● **Your task**: Quote every line below exactly and skip any picture.
_ _ _
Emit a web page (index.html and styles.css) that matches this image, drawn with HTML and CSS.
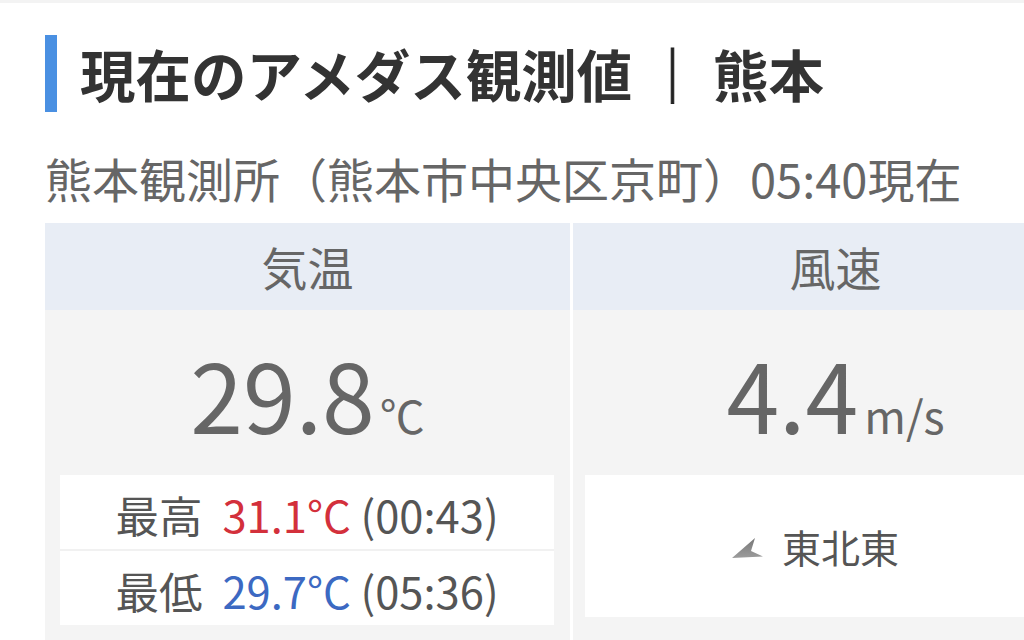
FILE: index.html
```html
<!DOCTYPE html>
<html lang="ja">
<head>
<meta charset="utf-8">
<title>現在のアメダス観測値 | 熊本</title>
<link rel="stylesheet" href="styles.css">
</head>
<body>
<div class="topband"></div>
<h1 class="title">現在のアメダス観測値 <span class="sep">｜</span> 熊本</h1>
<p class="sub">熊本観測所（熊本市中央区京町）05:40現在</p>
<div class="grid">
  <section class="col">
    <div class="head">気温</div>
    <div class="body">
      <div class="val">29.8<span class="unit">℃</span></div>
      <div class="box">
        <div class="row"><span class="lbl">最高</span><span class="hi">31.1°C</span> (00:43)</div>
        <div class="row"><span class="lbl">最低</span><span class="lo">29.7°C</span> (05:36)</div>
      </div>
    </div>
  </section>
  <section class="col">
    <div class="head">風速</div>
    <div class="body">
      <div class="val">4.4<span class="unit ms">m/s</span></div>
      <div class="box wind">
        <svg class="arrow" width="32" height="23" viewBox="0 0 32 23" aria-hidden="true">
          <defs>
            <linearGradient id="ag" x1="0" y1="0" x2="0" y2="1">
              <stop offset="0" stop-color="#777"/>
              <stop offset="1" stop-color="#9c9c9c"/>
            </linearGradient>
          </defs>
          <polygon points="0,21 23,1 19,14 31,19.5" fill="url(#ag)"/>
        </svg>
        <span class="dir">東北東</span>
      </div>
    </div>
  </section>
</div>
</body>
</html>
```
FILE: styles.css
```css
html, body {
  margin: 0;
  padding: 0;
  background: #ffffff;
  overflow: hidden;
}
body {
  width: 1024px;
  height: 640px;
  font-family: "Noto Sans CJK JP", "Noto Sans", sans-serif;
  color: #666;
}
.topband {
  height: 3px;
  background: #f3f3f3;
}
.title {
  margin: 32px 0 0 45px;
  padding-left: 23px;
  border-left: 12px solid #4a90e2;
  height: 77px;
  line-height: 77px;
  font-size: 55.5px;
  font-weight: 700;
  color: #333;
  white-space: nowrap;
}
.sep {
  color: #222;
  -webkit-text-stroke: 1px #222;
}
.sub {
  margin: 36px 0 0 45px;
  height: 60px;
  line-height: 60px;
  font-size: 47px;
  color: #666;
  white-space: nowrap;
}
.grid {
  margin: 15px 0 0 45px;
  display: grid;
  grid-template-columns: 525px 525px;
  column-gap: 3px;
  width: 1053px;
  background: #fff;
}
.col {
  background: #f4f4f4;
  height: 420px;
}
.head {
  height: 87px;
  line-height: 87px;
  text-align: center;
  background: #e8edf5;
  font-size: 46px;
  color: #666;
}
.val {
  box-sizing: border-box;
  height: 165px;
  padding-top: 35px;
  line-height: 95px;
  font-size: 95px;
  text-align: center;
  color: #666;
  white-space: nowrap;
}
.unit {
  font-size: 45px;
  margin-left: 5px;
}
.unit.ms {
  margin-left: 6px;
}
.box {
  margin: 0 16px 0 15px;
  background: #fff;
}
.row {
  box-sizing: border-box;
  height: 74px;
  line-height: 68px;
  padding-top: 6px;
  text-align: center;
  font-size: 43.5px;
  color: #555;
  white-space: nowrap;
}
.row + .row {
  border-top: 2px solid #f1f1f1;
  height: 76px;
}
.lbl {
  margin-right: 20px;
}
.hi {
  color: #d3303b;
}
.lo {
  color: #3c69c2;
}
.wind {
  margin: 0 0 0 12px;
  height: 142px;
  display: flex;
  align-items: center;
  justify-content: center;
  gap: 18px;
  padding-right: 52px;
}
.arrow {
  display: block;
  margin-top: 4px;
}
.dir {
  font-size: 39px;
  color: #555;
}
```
_ _ _
● **Problem solution**:
Emit a web page (index.html and styles.css) that matches this image, drawn with HTML and CSS.
FILE: index.html
```html
<!DOCTYPE html>
<html lang="ja">
<head>
<meta charset="utf-8">
<title>現在のアメダス観測値 | 熊本</title>
<link rel="stylesheet" href="styles.css">
</head>
<body>
<div class="topband"></div>
<h1 class="title">現在のアメダス観測値 <span class="sep">｜</span> 熊本</h1>
<p class="sub">熊本観測所（熊本市中央区京町）05:40現在</p>
<div class="grid">
  <section class="col">
    <div class="head">気温</div>
    <div class="body">
      <div class="val">29.8<span class="unit">℃</span></div>
      <div class="box">
        <div class="row"><span class="lbl">最高</span><span class="hi">31.1°C</span> (00:43)</div>
        <div class="row"><span class="lbl">最低</span><span class="lo">29.7°C</span> (05:36)</div>
      </div>
    </div>
  </section>
  <section class="col">
    <div class="head">風速</div>
    <div class="body">
      <div class="val">4.4<span class="unit ms">m/s</span></div>
      <div class="box wind">
        <svg class="arrow" width="32" height="23" viewBox="0 0 32 23" aria-hidden="true">
          <defs>
            <linearGradient id="ag" x1="0" y1="0" x2="0" y2="1">
              <stop offset="0" stop-color="#777"/>
              <stop offset="1" stop-color="#9c9c9c"/>
            </linearGradient>
          </defs>
          <polygon points="0,21 23,1 19,14 31,19.5" fill="url(#ag)"/>
        </svg>
        <span class="dir">東北東</span>
      </div>
    </div>
  </section>
</div>
</body>
</html>
```
FILE: styles.css
```css
html, body {
  margin: 0;
  padding: 0;
  background: #ffffff;
  overflow: hidden;
}
body {
  width: 1024px;
  height: 640px;
  font-family: "Noto Sans CJK JP", "Noto Sans", sans-serif;
  color: #666;
}
.topband {
  height: 3px;
  background: #f3f3f3;
}
.title {
  margin: 32px 0 0 45px;
  padding-left: 23px;
  border-left: 12px solid #4a90e2;
  height: 77px;
  line-height: 77px;
  font-size: 55.5px;
  font-weight: 700;
  color: #333;
  white-space: nowrap;
}
.sep {
  color: #222;
  -webkit-text-stroke: 1px #222;
}
.sub {
  margin: 36px 0 0 45px;
  height: 60px;
  line-height: 60px;
  font-size: 47px;
  color: #666;
  white-space: nowrap;
}
.grid {
  margin: 15px 0 0 45px;
  display: grid;
  grid-template-columns: 525px 525px;
  column-gap: 3px;
  width: 1053px;
  background: #fff;
}
.col {
  background: #f4f4f4;
  height: 420px;
}
.head {
  height: 87px;
  line-height: 87px;
  text-align: center;
  background: #e8edf5;
  font-size: 46px;
  color: #666;
}
.val {
  box-sizing: border-box;
  height: 165px;
  padding-top: 35px;
  line-height: 95px;
  font-size: 95px;
  text-align: center;
  color: #666;
  white-space: nowrap;
}
.unit {
  font-size: 45px;
  margin-left: 5px;
}
.unit.ms {
  margin-left: 6px;
}
.box {
  margin: 0 16px 0 15px;
  background: #fff;
}
.row {
  box-sizing: border-box;
  height: 74px;
  line-height: 68px;
  padding-top: 6px;
  text-align: center;
  font-size: 43.5px;
  color: #555;
  white-space: nowrap;
}
.row + .row {
  border-top: 2px solid #f1f1f1;
  height: 76px;
}
.lbl {
  margin-right: 20px;
}
.hi {
  color: #d3303b;
}
.lo {
  color: #3c69c2;
}
.wind {
  margin: 0 0 0 12px;
  height: 142px;
  display: flex;
  align-items: center;
  justify-content: center;
  gap: 18px;
  padding-right: 52px;
}
.arrow {
  display: block;
  margin-top: 4px;
}
.dir {
  font-size: 39px;
  color: #555;
}
```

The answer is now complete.